Unfortunately, we have not been able to hire any for about 4 years due

to the recession in the industry. However, our usual sources of advertising

positions are ads in SIAM News, and announcements to e-mail distribution

lists such as NA-Net, a network of people interested in numerical analysis

issues. (Does the Young Mathematicians network list such openings in
your

newsletter?)

8. Suppose you are looking to hire an expert in P.D.E's and

after taking a look at the market and realizing you have

a hundred people to choose from, you start thinking about

what other attributes you want this person to have. What's

on that list?

Experience in, and a real interest in, solving real world problems.

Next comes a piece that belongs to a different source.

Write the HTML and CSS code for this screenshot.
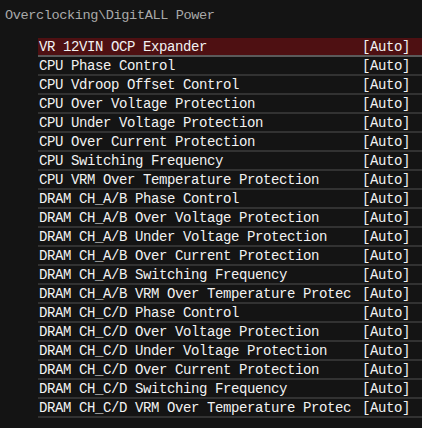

Ability to interact with people and work in teams. Good communication

skills, both verbal and writing. Mathematical breadth, with depth in
the

PDE area (since that is what you hypothesize that I am looking for).
The

depth would include knowledge and experience in solving non-trivial
PDE

problems numerically, and a good understanding of some class of physical

problems (e.g., fluid dynamics or electromagnetics) that gives rise
to

PDEs.

9. If you could form your own applied science department to train

future employees, what would you put on the curriculum?

This gets back to question 1., or at least my answer to it. That is

really a tough question, because it is so tempting to list every

theoretical and applied area that one might use in his/her career.
But in

actuality, the details of what one takes formally are not as important
as

gaining the breadth overall, and depth in one area that I mentioned
before.

After that, the interest in, and experience with, solving real world

problems, and the attitude toward real world problem solving that one

brings to the job, outweigh specific curriculum requirements. Finally,
if I

were forming the department, the faculty hired would all recognize
that

their graduates can have interesting and fruitful careers in non-academic

settings, and that such careers are in no way second class or less

desirable than academic careers. They are simply a second career option.